At Blakeney, in Norfolk, you may see hundreds of these birds in the brooding season, for it is one of their chosen havens. Not much of a haven now, poor birds, haunted as it is the "collector." If they would only collect stones (there are plenty on the pebble ridge), or buttons, or even taxes instead of birds' corpses and eggs! In spite of many enemies, however, the tern continues to visit Blakeney and to scrape holes above high-water mark for her eggs. She makes no nest, but just deposits them in a little hollow, and they are so cunningly coloured that a Philistine has hard work to discover them. The birds leave their eggs a good deal in hot weather, sitting on them at night and when it is chilly. If you go near the terns' breeding-ground, you are at once made aware that your presence is undesirable, for the parents fly round overhead and scream at you just as a green plover does.

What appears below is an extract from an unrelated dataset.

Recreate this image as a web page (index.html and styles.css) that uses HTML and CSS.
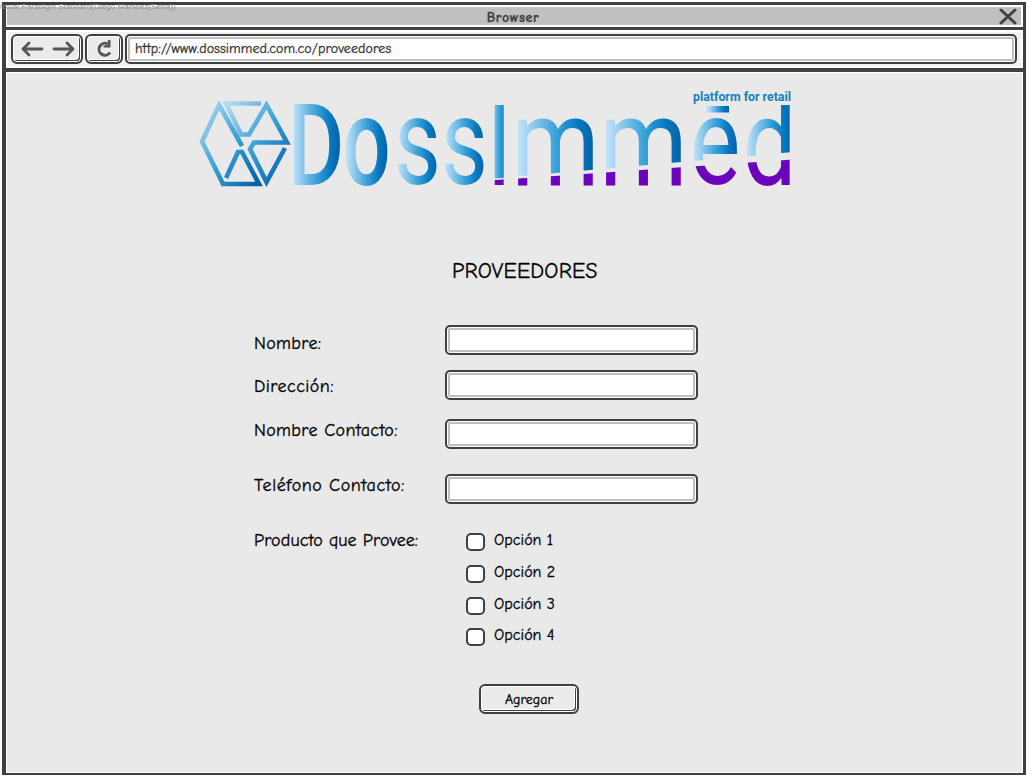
FILE: index.html
```html
<!DOCTYPE html>
<html lang="es">
<head>
<meta charset="utf-8">
<title>Proveedores</title>
<link rel="stylesheet" href="styles.css">
</head>
<body>
<div class="watermark">Visual Paradigm Standard(Diego Martinez(Sena))</div>
<div class="window">
  <header class="titlebar">
    <span class="title">Browser</span>
    <svg class="close" width="18" height="17" viewBox="0 0 18 17"><path d="M2 2L16 15M16 2L2 15"/></svg>
  </header>
  <nav class="toolbar">
    <div class="tool history">
      <svg width="54" height="16" viewBox="0 0 54 16"><path d="M21 8H2M8 2L2 8L8 14M33 8H52M46 2L52 8L46 14"/></svg>
    </div>
    <div class="tool reload">
      <svg width="18" height="18" viewBox="0 0 18 18"><path class="arc" d="M12.500 3.800A6 6 0 1 0 15 12.500"/><path class="tip" d="M15.500 0V7.500H8.500V5.500L12.500 5L13 0Z"/></svg>
    </div>
    <div class="address"><span class="url">http://www.dossimmed.com.co/proveedores</span></div>
  </nav>
  <main class="page">
    <svg class="logo" width="600" height="100" viewBox="196 90 600 100">
      <defs>
        <linearGradient id="ink"><stop offset=".1" stop-color="#bfe0f7"/><stop offset=".5" stop-color="#3ba3da"/><stop offset=".75" stop-color="#0878c0"/><stop offset="1" stop-color="#005a9e"/></linearGradient>
        <linearGradient id="edge" x1="0" y1="0" x2="1" y2="1"><stop offset="0" stop-color="#b5dbf3"/><stop offset=".5" stop-color="#3ba0d7"/><stop offset="1" stop-color="#005da5"/></linearGradient>
        <clipPath id="upper"><path d="M280 105H800V151.500L495 178.500L280 190Z"/></clipPath>
        <clipPath id="lower"><path d="M490 180.500L800 159V190H490Z"/></clipPath>
      </defs>
      <g class="emblem" stroke="url(#edge)">
        <path d="M242 146L219 105L202 141.500L223 184H259L242 152H238L226 178"/>
        <path d="M261 103.500H226L241 134.500H249L266.500 105L287 142.500H254L250 149L266.500 182L285 148"/>
      </g>
      <g class="word" fill="url(#ink)">
        <text class="heavy" transform="translate(287.500 185) scale(.87 1.125)">D</text>
        <text class="heavy" transform="translate(342.300 184.800) scale(.851 1.250)">o</text>
        <text transform="translate(393.800 184) scale(.915 1.220)">s</text>
        <text transform="translate(440.800 184) scale(.915 1.220)">s</text>
        <g clip-path="url(#upper)">
          <text id="l1" transform="translate(486.200 185) scale(.95 1.125)">I</text>
          <text id="l2" transform="translate(511.200 185) scale(1.008 1.245)">m</text>
          <text id="l3" transform="translate(599.200 185) scale(1.008 1.245)">m</text>
          <text id="l4" transform="translate(689.600 184) scale(.96 1.220)">e</text>
          <text id="l5" transform="translate(742.600 184.500) scale(.958 1.220)">d</text>
        </g>
        <rect x="706" y="106" width="23" height="6.500"/>
      </g>
      <g class="word" fill="#6a05bd" clip-path="url(#lower)">
        <use href="#l1"/><use href="#l2"/><use href="#l3"/><use href="#l4"/><use href="#l5"/>
      </g>
      <text class="tagline" x="693" y="101" textLength="98" lengthAdjust="spacingAndGlyphs">platform for retail</text>
    </svg>
    <h1 class="heading">PROVEEDORES</h1>
    <form class="form">
      <label class="label nombre">Nombre:</label><div class="field"></div>
      <label class="label direccion">Dirección:</label><div class="field"></div>
      <label class="label contacto">Nombre Contacto:</label><div class="field"></div>
      <label class="label telefono">Teléfono Contacto:</label><div class="field"></div>
      <span class="label producto">Producto que Provee:</span>
      <div class="options">
        <div class="option"><i class="box"></i><span>Opción 1</span></div>
        <div class="option"><i class="box"></i><span>Opción 2</span></div>
        <div class="option"><i class="box"></i><span>Opción 3</span></div>
        <div class="option"><i class="box"></i><span>Opción 4</span></div>
      </div>
    </form>
    <div class="submit"><span>Agregar</span></div>
  </main>
</div>
</body>
</html>
```
FILE: styles.css
```css
* { box-sizing: border-box; }
body {
  margin: 0;
  width: 1030px;
  height: 779px;
  padding: 2px 4px 4px 2px;
  overflow: hidden;
  background: #fff;
  color: #000;
  font-family: "Comic Sans MS", "Comic Neue", "Noto Sans", sans-serif;
  -webkit-text-stroke: .3px currentColor;
}
.watermark {
  position: absolute;
  left: -3px;
  top: 2px;
  font: 8px/10px "Liberation Sans", sans-serif;
  letter-spacing: .06px;
  -webkit-text-stroke: 0;
  color: #929292;
  white-space: nowrap;
}
.window {
  width: 1024px;
  height: 773px;
  border: solid #404040;
  border-width: 3px 3px 2px 4px;
  display: flex;
  flex-direction: column;
}
.titlebar {
  height: 22px;
  flex: none;
  border: solid #fff;
  border-width: 2px 2px 2px 1px;
  background: #c0c0c0;
  display: flex;
  justify-content: center;
  align-items: center;
}
.title {
  margin-left: auto;
  padding: 3px 0 0 20px;
  font-size: 14px;
  font-weight: 700;
  line-height: 18px;
  letter-spacing: .6px;
  color: #404040;
}
.close { margin: 0 4px 0 auto; }
.close path { stroke: #404040; stroke-width: 3; stroke-linecap: round; fill: none; }
.toolbar {
  height: 45px;
  flex: none;
  border-top: 3px solid #404040;
  border-bottom: 4px solid #404040;
  background: #f1f1f1;
  box-shadow: inset 0 0 0 2px #fff;
  padding: 4px 6px 0 5px;
  display: flex;
  gap: 2px;
}
.tool {
  height: 30px;
  border: 2px solid #404040;
  border-radius: 6px;
  background: #ebebeb;
  box-shadow: inset 0 0 0 1px #fff, inset -2px -2px 0 #404040, inset -2px -2px 0 1px #fff;
  display: flex;
  align-items: center;
  justify-content: center;
}
.history { width: 72px; padding-left: 1px; }
.reload { width: 38px; padding-right: 1px; }
.tool path { stroke: #555; stroke-width: 2.8; stroke-linecap: round; stroke-linejoin: round; fill: none; }
.tool .arc { stroke-width: 3; stroke-linecap: butt; }
.tool .tip { fill: #555; stroke: none; }
.address {
  flex: 1;
  height: 30px;
  border: 2px solid #404040;
  border-radius: 5px;
  background: #fff;
  box-shadow: inset 0 0 0 1px #fff, inset 0 0 0 3px #bfbfbf;
  padding-left: 8px;
}
.url { font-size: 14px; line-height: 25px; color: #333; letter-spacing: .08px; }
.page {
  flex: 1;
  background: #e9e9e9;
  box-shadow: inset 0 0 0 1px #fff;
  padding-top: 18px;
  display: flex;
  flex-direction: column;
  align-items: flex-start;
}
.logo { margin-left: 190px; display: block; -webkit-text-stroke: 0; }
.word { font: 400 100px Roboto, sans-serif; }
.heavy { font-weight: 500; }
.emblem { fill: none; stroke-width: 4.6; }
.tagline { font: 700 12px Roboto, sans-serif; fill: #1681be; }
.heading {
  margin: 67px 0 0 446px;
  height: 28px;
  font-size: 22px;
  font-weight: 400;
  line-height: 28px;
  letter-spacing: .15px;
  white-space: nowrap;
}
.form {
  margin: 40px 0 0 248px;
  display: grid;
  grid-template-columns: 191px 253px;
  grid-template-rows: 45px 49px 55px 59px 115px;
  align-items: start;
}
.label { font-size: 18px; line-height: 24px; letter-spacing: .1px; white-space: nowrap; }
.nombre { margin-top: 7px; letter-spacing: .35px; }
.direccion { margin-top: 5px; letter-spacing: .45px; }
.contacto { margin-top: 0; letter-spacing: .35px; }
.telefono { margin-top: 0; letter-spacing: .6px; }
.producto { margin-top: -4px; }
.field {
  height: 30px;
  border: 2px solid #404040;
  border-radius: 5px;
  background: #fff;
  box-shadow: inset 0 0 0 1px #fff, inset 0 0 0 3px #bfbfbf;
}
.options { padding-left: 21px; display: grid; grid-template-rows: 32px 32px 31px 20px; }
.option { height: 18px; display: flex; gap: 9px; font-size: 16px; line-height: 15px; }
.box { width: 19px; height: 18px; border: 2px solid #404040; border-radius: 5px; background: #fff; }
.submit {
  margin: 36px 0 0 473px;
  width: 100px;
  height: 30px;
  border: 2px solid #404040;
  border-radius: 6px;
  background: #ebebeb;
  box-shadow: inset 0 0 0 1px #fff, inset -2px -2px 0 #404040, inset -2px -2px 0 1px #fff;
  font-size: 14px;
  line-height: 27px;
  text-align: center;
}
```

At Blakeney, too, you may see the shore-haunting snipe and his many relations—sanderlings, greenshanks, oystercatchers, &c. In fact almost any bird which is classed as "rare" or a "straggler" may haply come to this part of the East coast. It is as favourite a halting-place for migratory birds, as is Waterloo or Victoria station for migratory human beings. Many a rare sea-bird has come to Blakeney marshes, to be wiped of the face of the earth by the gun of some rabid "collector." It is a melancholy task to walk through some of our big museums and to read the tickets on the bird cases. Here is a treasure—a great auk or gare-fowl, stuffed, with this device attached—"now extinct." The strange creature, so agile in the water, yet so helpless and floppy out of its element, which fell such an easy prey on land, where cold-blooded sailor men did their utmost to exterminate him and unhappily succeeded. Strange stories are told of the last gare-fowl living in a cave or on a deserted island, lonely, aged, and disreputable.

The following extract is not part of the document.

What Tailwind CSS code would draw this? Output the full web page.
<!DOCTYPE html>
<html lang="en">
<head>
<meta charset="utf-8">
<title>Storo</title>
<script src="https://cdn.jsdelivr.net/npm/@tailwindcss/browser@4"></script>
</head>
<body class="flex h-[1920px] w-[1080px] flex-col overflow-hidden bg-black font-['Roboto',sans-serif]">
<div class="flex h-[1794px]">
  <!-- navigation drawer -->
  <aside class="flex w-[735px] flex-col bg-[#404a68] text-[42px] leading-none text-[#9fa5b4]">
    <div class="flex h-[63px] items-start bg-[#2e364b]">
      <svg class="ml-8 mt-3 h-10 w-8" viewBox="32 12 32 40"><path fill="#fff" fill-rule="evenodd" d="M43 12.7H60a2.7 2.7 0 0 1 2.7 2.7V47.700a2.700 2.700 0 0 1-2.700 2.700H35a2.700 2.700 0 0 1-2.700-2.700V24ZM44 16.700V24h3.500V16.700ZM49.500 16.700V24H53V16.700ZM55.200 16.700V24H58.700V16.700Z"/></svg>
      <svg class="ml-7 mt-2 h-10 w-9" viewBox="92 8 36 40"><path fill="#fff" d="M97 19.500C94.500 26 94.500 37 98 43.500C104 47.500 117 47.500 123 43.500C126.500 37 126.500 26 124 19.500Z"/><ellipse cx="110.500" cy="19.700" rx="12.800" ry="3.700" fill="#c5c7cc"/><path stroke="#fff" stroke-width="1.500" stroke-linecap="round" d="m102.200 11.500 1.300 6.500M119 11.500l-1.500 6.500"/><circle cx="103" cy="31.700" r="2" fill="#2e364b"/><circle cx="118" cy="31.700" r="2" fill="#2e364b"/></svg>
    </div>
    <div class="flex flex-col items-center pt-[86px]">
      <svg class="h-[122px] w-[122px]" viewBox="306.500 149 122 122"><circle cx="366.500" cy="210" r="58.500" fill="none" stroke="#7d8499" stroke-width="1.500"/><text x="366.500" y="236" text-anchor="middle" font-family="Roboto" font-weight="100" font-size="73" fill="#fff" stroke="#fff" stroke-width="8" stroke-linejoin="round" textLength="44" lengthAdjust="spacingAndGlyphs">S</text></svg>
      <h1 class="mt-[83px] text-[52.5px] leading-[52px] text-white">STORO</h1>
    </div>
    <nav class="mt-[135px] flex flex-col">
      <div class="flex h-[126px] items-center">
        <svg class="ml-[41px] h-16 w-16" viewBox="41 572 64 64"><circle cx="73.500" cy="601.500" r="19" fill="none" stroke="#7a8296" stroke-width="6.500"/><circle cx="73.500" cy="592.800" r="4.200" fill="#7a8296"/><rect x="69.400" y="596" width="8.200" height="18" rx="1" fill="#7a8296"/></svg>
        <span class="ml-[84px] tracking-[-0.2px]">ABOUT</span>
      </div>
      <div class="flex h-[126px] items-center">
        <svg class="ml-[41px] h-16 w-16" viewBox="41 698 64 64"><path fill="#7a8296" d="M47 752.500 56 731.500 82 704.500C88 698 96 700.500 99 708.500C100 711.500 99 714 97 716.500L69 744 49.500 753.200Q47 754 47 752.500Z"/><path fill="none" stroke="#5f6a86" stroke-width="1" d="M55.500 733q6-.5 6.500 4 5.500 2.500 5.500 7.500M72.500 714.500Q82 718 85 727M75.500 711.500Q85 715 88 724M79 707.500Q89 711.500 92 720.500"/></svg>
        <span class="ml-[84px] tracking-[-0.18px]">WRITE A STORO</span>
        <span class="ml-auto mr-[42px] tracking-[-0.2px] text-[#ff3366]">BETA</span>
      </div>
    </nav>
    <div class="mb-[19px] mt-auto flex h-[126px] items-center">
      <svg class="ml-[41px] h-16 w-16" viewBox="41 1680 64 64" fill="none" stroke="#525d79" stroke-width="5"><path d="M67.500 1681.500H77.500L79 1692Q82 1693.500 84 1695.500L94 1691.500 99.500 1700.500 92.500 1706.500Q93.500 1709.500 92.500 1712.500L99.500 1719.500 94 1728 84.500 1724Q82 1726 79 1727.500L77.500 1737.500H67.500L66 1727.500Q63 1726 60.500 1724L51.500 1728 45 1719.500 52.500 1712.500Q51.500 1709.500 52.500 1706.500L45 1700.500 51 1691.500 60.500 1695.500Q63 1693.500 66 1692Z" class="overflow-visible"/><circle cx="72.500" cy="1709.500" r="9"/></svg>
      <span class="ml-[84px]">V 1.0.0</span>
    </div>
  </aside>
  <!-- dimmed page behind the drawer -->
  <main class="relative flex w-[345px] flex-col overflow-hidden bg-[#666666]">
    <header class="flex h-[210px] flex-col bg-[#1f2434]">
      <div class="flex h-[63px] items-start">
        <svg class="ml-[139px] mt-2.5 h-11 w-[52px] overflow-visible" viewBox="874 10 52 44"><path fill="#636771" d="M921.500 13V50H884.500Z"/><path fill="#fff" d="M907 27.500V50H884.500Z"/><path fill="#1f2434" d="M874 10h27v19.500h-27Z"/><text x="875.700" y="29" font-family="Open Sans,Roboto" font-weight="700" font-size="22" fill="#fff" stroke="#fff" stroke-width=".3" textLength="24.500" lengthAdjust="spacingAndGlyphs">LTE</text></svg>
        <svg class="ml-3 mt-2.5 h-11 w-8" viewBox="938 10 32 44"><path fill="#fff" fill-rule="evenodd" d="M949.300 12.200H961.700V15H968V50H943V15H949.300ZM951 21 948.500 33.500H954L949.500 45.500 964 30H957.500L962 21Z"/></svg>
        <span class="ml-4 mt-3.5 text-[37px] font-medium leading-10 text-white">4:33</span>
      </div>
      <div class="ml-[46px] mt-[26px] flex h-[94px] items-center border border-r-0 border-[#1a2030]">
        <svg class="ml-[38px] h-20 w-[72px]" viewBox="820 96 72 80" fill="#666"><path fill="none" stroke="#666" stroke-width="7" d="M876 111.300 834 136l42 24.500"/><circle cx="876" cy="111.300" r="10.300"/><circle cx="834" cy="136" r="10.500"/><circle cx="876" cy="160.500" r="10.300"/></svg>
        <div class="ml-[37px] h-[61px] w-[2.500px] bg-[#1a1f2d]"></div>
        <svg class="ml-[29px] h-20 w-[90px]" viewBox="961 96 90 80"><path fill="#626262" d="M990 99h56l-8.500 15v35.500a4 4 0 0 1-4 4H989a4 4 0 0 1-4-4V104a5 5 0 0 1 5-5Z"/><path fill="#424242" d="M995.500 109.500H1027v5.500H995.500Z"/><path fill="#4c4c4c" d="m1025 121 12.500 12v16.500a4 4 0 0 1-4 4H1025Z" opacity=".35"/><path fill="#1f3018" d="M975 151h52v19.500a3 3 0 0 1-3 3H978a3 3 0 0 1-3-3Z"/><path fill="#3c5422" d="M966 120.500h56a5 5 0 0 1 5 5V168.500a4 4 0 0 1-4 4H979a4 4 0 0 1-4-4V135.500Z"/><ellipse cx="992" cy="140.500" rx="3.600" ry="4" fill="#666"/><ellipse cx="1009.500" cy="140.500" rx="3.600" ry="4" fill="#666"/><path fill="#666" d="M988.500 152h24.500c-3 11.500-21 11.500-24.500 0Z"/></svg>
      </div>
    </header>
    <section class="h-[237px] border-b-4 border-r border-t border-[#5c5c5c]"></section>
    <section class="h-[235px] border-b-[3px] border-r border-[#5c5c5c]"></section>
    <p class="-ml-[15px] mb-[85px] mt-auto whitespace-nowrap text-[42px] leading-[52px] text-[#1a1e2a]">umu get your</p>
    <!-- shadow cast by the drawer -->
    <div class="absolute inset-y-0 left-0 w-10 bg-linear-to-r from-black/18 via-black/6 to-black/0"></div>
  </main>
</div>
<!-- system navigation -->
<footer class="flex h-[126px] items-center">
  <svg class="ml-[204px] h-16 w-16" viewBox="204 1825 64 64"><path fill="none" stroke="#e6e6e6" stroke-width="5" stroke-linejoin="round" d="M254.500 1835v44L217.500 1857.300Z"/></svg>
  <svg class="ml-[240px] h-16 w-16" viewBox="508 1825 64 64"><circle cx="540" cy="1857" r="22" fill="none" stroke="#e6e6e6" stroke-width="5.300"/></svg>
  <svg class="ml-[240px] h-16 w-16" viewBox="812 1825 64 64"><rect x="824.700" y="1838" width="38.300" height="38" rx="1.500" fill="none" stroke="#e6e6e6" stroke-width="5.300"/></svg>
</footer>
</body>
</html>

Just opposite the great auk, in a big case, is the albatross, his enormous wigs outstretched as if in protest at the indignity thrust upon him. Like a huge gander, with wings that measure nearly fourteen feet from tip to tip, he must indeed be a welcome sight far out at sea, no land within many miles, swinging over the grey water, tireless, friendly. No wonder the Ancient Mariner was devoured by remorse after his foolish murder. Who but a very young or very idle salt would have destroyed the friendly "Sheep of the Cape"? In spite of his mild disposition, however, the gulls don't like him. Like the cuckoo, or a bedayed owl, he is often pursued by small sea-birds which torment him so that he is obliged to drop into the water and make a fight for it.

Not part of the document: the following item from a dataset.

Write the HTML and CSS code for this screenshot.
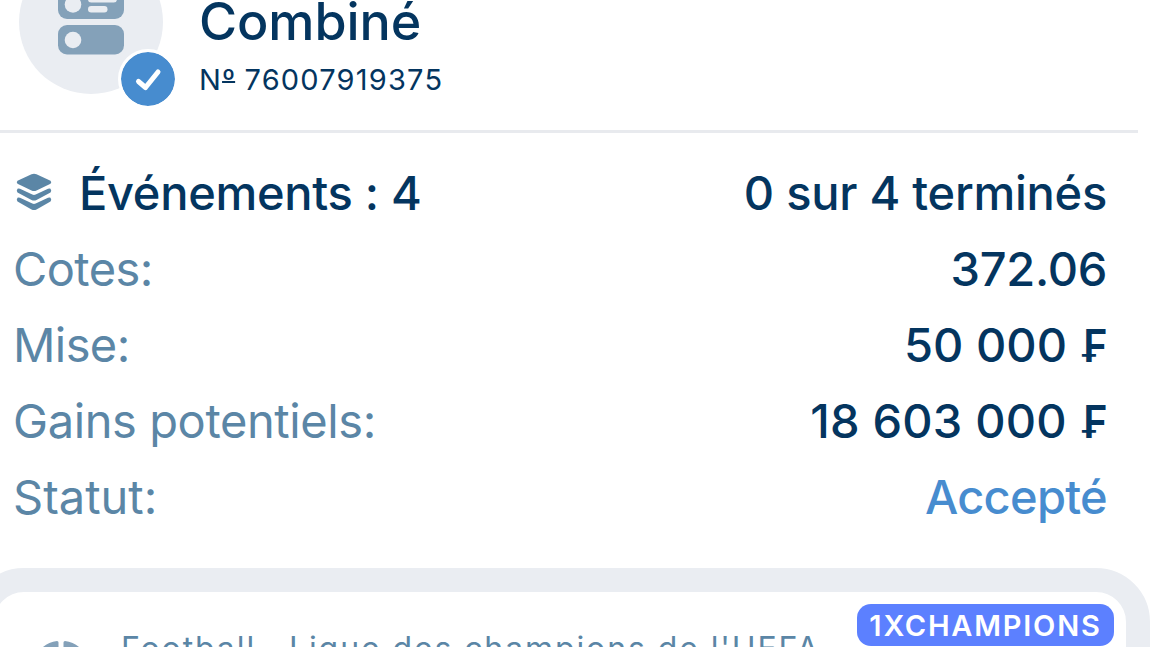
FILE: index.html
```html
<!DOCTYPE html>
<html lang="fr">
<head>
    <meta charset="UTF-8">
    <meta name="viewport" content="width=device-width, initial-scale=1.0">
    <title>Combiné</title>
    <link rel="stylesheet" href="styles.css">
</head>
<body>

    <div class="coupon">
        <div class="header">
            <div class="avatar">
                <svg class="avatar-icon" width="66" height="82" viewBox="0 0 66 82">
                    <rect x="0" y="16" width="66" height="30" rx="9" fill="#84a1b9"/>
                    <circle cx="15" cy="31.500" r="8.300" fill="#eaedf2"/>
                    <rect x="30" y="23" width="29" height="6.500" rx="3.250" fill="#eaedf2"/>
                    <rect x="30" y="33" width="19.500" height="6.500" rx="3.250" fill="#eaedf2"/>
                    <rect x="0" y="52" width="66" height="29.500" rx="9" fill="#84a1b9"/>
                    <circle cx="15" cy="67" r="8.300" fill="#eaedf2"/>
                </svg>
                <div class="check">
                    <svg width="54" height="54" viewBox="0 0 54 54">
                        <path d="M17.500 29.500L24.500 35.500L37 20" fill="none" stroke="#fff" stroke-width="5" stroke-linecap="round" stroke-linejoin="round"/>
                    </svg>
                </div>
            </div>
            <div class="heading">
                <h1>Combiné</h1>
                <p class="number">N<span class="ordinal">º</span> 76007919375</p>
            </div>
        </div>

        <div class="details">
            <div class="row events">
                <span class="events-label">
                    <svg width="36" height="40" viewBox="0 0 36 40" fill="#5b86a6">
                        <path d="M15.500 2.200Q18 1.200 20.500 2.200L34.500 8.700Q36 10.200 34.500 11.700L20.500 18.500Q18 19.500 15.500 18.500L1.500 11.700Q0 10.200 1.500 8.700Z"/>
                        <path d="M1.500 16.700Q2.500 16.100 4 16.800L16.300 22.500Q18 23.300 19.700 22.500L32 16.800Q33.500 16.100 34.500 16.700Q36 18.800 34.500 20.500L20.500 28Q18 29.200 15.500 28L1.500 20.500Q0 18.800 1.500 16.700Z"/>
                        <path d="M1.500 25.700Q2.500 25.100 4 25.800L16.300 31.500Q18 32.300 19.700 31.500L32 25.800Q33.500 25.100 34.500 25.700Q36 27.800 34.500 29.500L20.500 37.500Q18 38.700 15.500 37.500L1.500 29.500Q0 27.800 1.500 25.700Z"/>
                    </svg>
                    <span class="events-text">Événements : 4</span>
                </span>
                <span class="value finished">0 sur 4 terminés</span>
            </div>
            <div class="row">
                <span class="label">Cotes:</span>
                <span class="value odds">372.06</span>
            </div>
            <div class="row">
                <span class="label">Mise:</span>
                <span class="value">50 000 <span class="currency">₣</span></span>
            </div>
            <div class="row">
                <span class="label gains">Gains potentiels:</span>
                <span class="value payout">18 603 000 <span class="currency">₣</span></span>
            </div>
            <div class="row">
                <span class="label status-label">Statut:</span>
                <span class="value status">Accepté</span>
            </div>
        </div>

        <div class="event-card">
            <svg class="ball" width="48" height="48" viewBox="0 0 48 48" fill="#84a1b9">
                <path d="M2 10Q9 1.500 20 0Q21.500 0 21.500 1.500V6L12 14Z"/>
                <path d="M46 10Q39 1.500 28 0Q26.500 0 26.500 1.500V6L36 14Z"/>
            </svg>
            <span class="league">Football . Ligue des champions de l'UEFA</span>
            <span class="badge">1XCHAMPIONS</span>
        </div>
    </div>

</body>
</html>
```
FILE: styles.css
```css
* {
    box-sizing: border-box;
}

body {
    margin: 0;
    height: 647px;
    overflow: hidden;
    background-color: #fff;
    color: #04355f;
    font-family: 'Inter', 'Liberation Sans', sans-serif;
    font-feature-settings: 'calt' 0;
}

h1,
p {
    margin: 0;
}

svg {
    display: block;
    flex-shrink: 0;
}

.coupon {
    height: 647px;
    overflow: hidden;
}

.header {
    display: flex;
    width: 1138px;
    height: 133px;
    padding-left: 19px;
    border-bottom: 3px solid #e8eaee;
}

.avatar {
    position: relative;
    width: 144px;
    height: 144px;
    margin-top: -50px;
    border-radius: 50%;
    background-color: #eaedf2;
}

.avatar-icon {
    margin: 23px auto 0 39px;
}

.check {
    position: absolute;
    left: 99px;
    top: 99px;
    border: 3px solid #fff;
    border-radius: 50%;
    background-color: #478ccf;
    background-clip: padding-box;
}

.heading {
    margin: -10px 0 0 36px;
}

h1 {
    font-size: 52px;
    font-weight: 500;
    line-height: 64px;
    letter-spacing: -0.1px;
}

.number {
    margin-top: 8px;
    font-size: 29px;
    line-height: 36px;
    letter-spacing: 1.2px;
}

.ordinal {
    text-decoration: underline;
    text-decoration-thickness: 2px;
    text-underline-offset: -9px;
    text-decoration-skip-ink: none;
    letter-spacing: 0;
}

.details {
    padding: 21px 43px 0 13px;
}

.row {
    display: flex;
    justify-content: space-between;
    align-items: center;
    height: 76px;
    font-size: 47px;
    line-height: 57px;
    white-space: nowrap;
}

.events-label {
    display: flex;
    align-items: center;
    gap: 27px;
    padding-left: 3px;
    font-weight: 500;
    letter-spacing: -0.3px;
}

.label {
    color: #5b86a6;
    letter-spacing: -0.6px;
}

.gains {
    letter-spacing: -0.4px;
}

.status-label {
    letter-spacing: 0;
}

.value {
    font-weight: 500;
}

.finished {
    letter-spacing: -0.25px;
}

.odds {
    letter-spacing: -0.3px;
}

.payout {
    letter-spacing: 0.2px;
}

.currency {
    display: inline-block;
    font-size: 45px;
    font-weight: 600;
    line-height: 45px;
    letter-spacing: 0;
    transform: scaleX(0.92);
    transform-origin: right;
}

.status {
    color: #478ccf;
    letter-spacing: -0.7px;
}

.event-card {
    display: flex;
    align-items: flex-start;
    width: 1180px;
    height: 200px;
    margin: 34px 0 0 -30px;
    padding: 12px 12px 0 43px;
    border: 24px solid #eaedf2;
    border-radius: 54px;
    white-space: nowrap;
}

.ball {
    margin-top: 37px;
}

.league {
    margin: 26px 0 0 36px;
    color: #5b86a6;
    font-size: 32px;
    line-height: 38px;
    letter-spacing: 1.9px;
}

.badge {
    width: 257px;
    height: 42px;
    margin-left: auto;
    border-radius: 14px;
    background-color: #5c80ff;
    color: #fff;
    font-size: 29px;
    font-weight: 600;
    line-height: 43px;
    letter-spacing: 1.8px;
    text-align: center;
}
```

One of the most interesting of our sea-birds is the cormorant or cormorant. He is very much like his relation, the untidy pelican, out of the water—in build, that is; but in the water no living creature could be more graceful and agile than this bird with an ugly name. Lithe, swift as a streak of greased lightning, as brilliant as the flashing dragon-fly, he is a sight to be thankful for. Only one other creature have I seen to equal him in the water, and that is another fish-thief, the much abused otter; in fact, when I first saw a cormorant in the water, shooting along with a wake of bubbles behind him, I thought an otter had taken to the sea. This bird sits very low in the water, only showing head and neck and appears rather to shoo along than to swim. The plumage of an adult bird is very handsome. A white collar goes half way round the neck, starting from under the beak and turning behind the eyes. The cheeks are greenish-yellow. The top of the head, neck, breast, and under parts lustrous greenish-black like a rook in full plumage. The feathers of the back and wings are brownish, bordered with the same lustrous tint as the rest of the body. The beak is blackish. The spring plumage is even more beautiful, but this I have not seen. The male bird develops a crest of metallic feathers and tufts of white feathers on the top of the head, neck, and thighs. The cormorant has a peculiarly constructed head and beak to enable him to catch and hold large fish, the muscles of the upper mandible being remarkably strong and attached to an additional bone at the back of the head; the muscles of the lower mandibles are weak which enables the bird to drop it right back in swallowing large fish. The cormorant will sit for hours at a time, drying himself in the sun and panting. He throws his head right back until it touches the wings and squats on a rock, basking like a dog, with the beak slightly open, blowing out the guttural pouch, and sticking out his wet feathers—a most ludicrous sight. The young birds are very ugly, being hatched naked, and having the skin of a purplish-black colour. They are nearly as clever in the water at about six days as their parents. Cormorants are enormous feeders like all sea-birds, and there is a quaint old French rhyme which runs:—

"Le Cormorant est oyseau bieu cognu,
Hantant les eaux tant douces que salces,
C'est luy par qui rivieres sont pillees,
Et des estangs l'annuel revenu."

Like the gulls, the cormorant is not entirely devoted to the sea, frequenting rivers and lakes sometimes quite a distance from the coast. But, like Proctor's Ocean-child, they must come back to the wild water sooner or later.

There is no space to speak of the many other sea-birds which frequent our coasts, not to mention those who do not, and their name is legion. Here is a picture of Allfowlsness from the dear old Water Babies:—

"After a while the birds began to gather at Allfowlsness in thousands and tens of thousands, blackening all the air; swans and brant geese, harlequins and eiders, harolds and garganeys, smews and goosanders, divers and loons, grebes and dovekies, auks and razor-bills, gannets and petrels, skuas and terns, with gulls beyond all naming or numbering; and they paddled and washed and splashed and combed and brushed themselves on the sand till the shore was white with feathers; and they quacked and clucked and gabbled and screamed and chattered and whooped as they talked over matters with their friends, and settled where they were to go and breed that summer, till you might have heard them ten miles off."